◆ **INSTRUCTIONS FOR THE TASK**: Make an exact copy of all the material below, apart from the pictures.

◆ **STORED DATA**:
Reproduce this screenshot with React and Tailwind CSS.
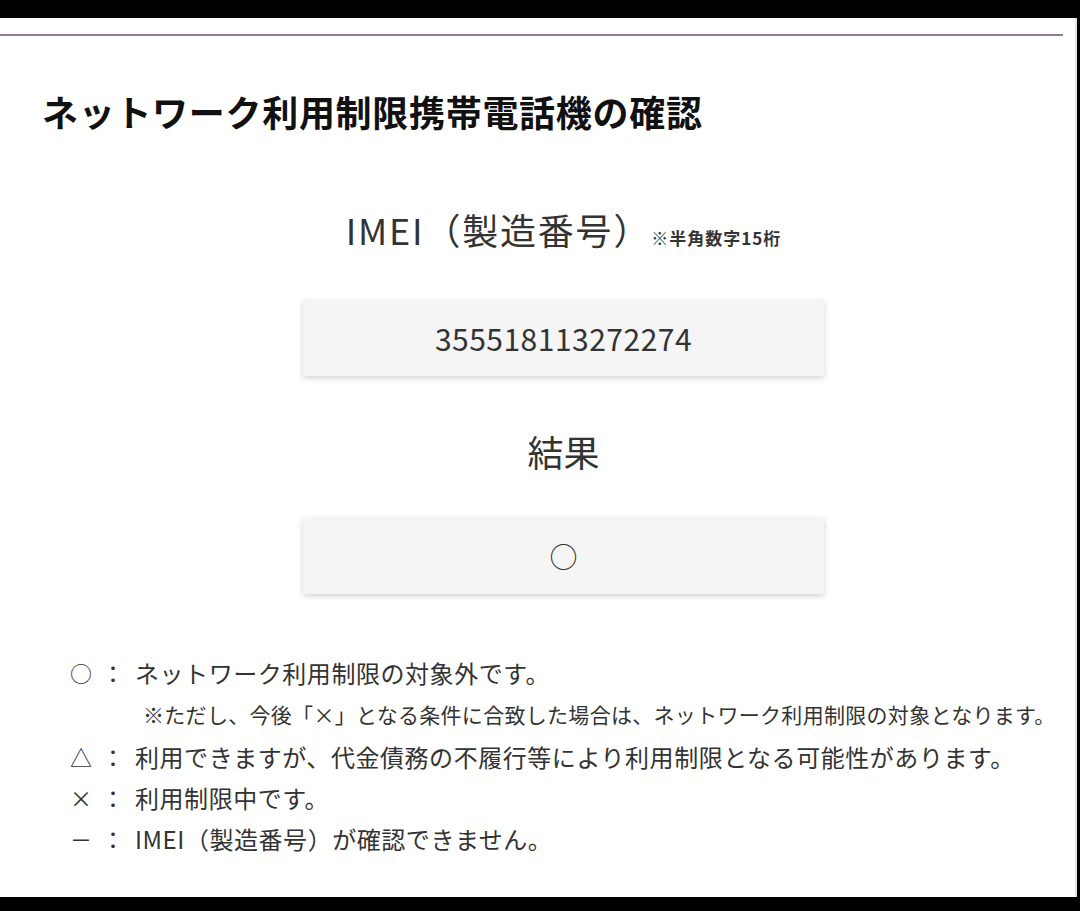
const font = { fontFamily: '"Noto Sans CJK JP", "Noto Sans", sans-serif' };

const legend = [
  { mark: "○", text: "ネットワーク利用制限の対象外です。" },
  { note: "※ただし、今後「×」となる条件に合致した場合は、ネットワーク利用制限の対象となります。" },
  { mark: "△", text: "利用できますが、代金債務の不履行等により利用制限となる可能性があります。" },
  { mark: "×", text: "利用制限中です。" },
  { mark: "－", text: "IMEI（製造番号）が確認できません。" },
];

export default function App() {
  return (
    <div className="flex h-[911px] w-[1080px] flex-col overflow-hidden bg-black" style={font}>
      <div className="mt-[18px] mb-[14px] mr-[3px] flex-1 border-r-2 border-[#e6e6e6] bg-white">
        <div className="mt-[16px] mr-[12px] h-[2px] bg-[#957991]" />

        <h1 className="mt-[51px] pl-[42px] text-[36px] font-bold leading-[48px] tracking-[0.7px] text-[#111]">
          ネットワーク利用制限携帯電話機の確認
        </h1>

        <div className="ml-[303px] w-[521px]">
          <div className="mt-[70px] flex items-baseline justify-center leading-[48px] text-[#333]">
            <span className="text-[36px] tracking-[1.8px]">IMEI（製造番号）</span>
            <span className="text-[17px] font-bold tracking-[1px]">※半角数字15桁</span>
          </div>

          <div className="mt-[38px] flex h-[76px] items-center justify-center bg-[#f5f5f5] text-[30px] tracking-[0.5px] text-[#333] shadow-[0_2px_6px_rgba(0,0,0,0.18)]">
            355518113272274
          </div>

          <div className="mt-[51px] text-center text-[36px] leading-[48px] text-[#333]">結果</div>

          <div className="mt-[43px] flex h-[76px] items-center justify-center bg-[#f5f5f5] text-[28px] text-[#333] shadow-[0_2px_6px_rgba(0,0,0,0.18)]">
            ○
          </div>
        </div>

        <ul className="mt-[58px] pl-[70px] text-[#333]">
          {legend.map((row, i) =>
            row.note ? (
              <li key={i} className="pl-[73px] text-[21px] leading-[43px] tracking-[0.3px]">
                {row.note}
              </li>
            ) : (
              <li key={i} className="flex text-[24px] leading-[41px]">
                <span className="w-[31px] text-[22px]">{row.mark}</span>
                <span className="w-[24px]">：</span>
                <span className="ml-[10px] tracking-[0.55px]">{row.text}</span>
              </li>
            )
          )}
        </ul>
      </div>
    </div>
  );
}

◆ **THE COMPLETED TASK**:
Reproduce this screenshot with React and Tailwind CSS.
const font = { fontFamily: '"Noto Sans CJK JP", "Noto Sans", sans-serif' };

const legend = [
  { mark: "○", text: "ネットワーク利用制限の対象外です。" },
  { note: "※ただし、今後「×」となる条件に合致した場合は、ネットワーク利用制限の対象となります。" },
  { mark: "△", text: "利用できますが、代金債務の不履行等により利用制限となる可能性があります。" },
  { mark: "×", text: "利用制限中です。" },
  { mark: "－", text: "IMEI（製造番号）が確認できません。" },
];

export default function App() {
  return (
    <div className="flex h-[911px] w-[1080px] flex-col overflow-hidden bg-black" style={font}>
      <div className="mt-[18px] mb-[14px] mr-[3px] flex-1 border-r-2 border-[#e6e6e6] bg-white">
        <div className="mt-[16px] mr-[12px] h-[2px] bg-[#957991]" />

        <h1 className="mt-[51px] pl-[42px] text-[36px] font-bold leading-[48px] tracking-[0.7px] text-[#111]">
          ネットワーク利用制限携帯電話機の確認
        </h1>

        <div className="ml-[303px] w-[521px]">
          <div className="mt-[70px] flex items-baseline justify-center leading-[48px] text-[#333]">
            <span className="text-[36px] tracking-[1.8px]">IMEI（製造番号）</span>
            <span className="text-[17px] font-bold tracking-[1px]">※半角数字15桁</span>
          </div>

          <div className="mt-[38px] flex h-[76px] items-center justify-center bg-[#f5f5f5] text-[30px] tracking-[0.5px] text-[#333] shadow-[0_2px_6px_rgba(0,0,0,0.18)]">
            355518113272274
          </div>

          <div className="mt-[51px] text-center text-[36px] leading-[48px] text-[#333]">結果</div>

          <div className="mt-[43px] flex h-[76px] items-center justify-center bg-[#f5f5f5] text-[28px] text-[#333] shadow-[0_2px_6px_rgba(0,0,0,0.18)]">
            ○
          </div>
        </div>

        <ul className="mt-[58px] pl-[70px] text-[#333]">
          {legend.map((row, i) =>
            row.note ? (
              <li key={i} className="pl-[73px] text-[21px] leading-[43px] tracking-[0.3px]">
                {row.note}
              </li>
            ) : (
              <li key={i} className="flex text-[24px] leading-[41px]">
                <span className="w-[31px] text-[22px]">{row.mark}</span>
                <span className="w-[24px]">：</span>
                <span className="ml-[10px] tracking-[0.55px]">{row.text}</span>
              </li>
            )
          )}
        </ul>
      </div>
    </div>
  );
}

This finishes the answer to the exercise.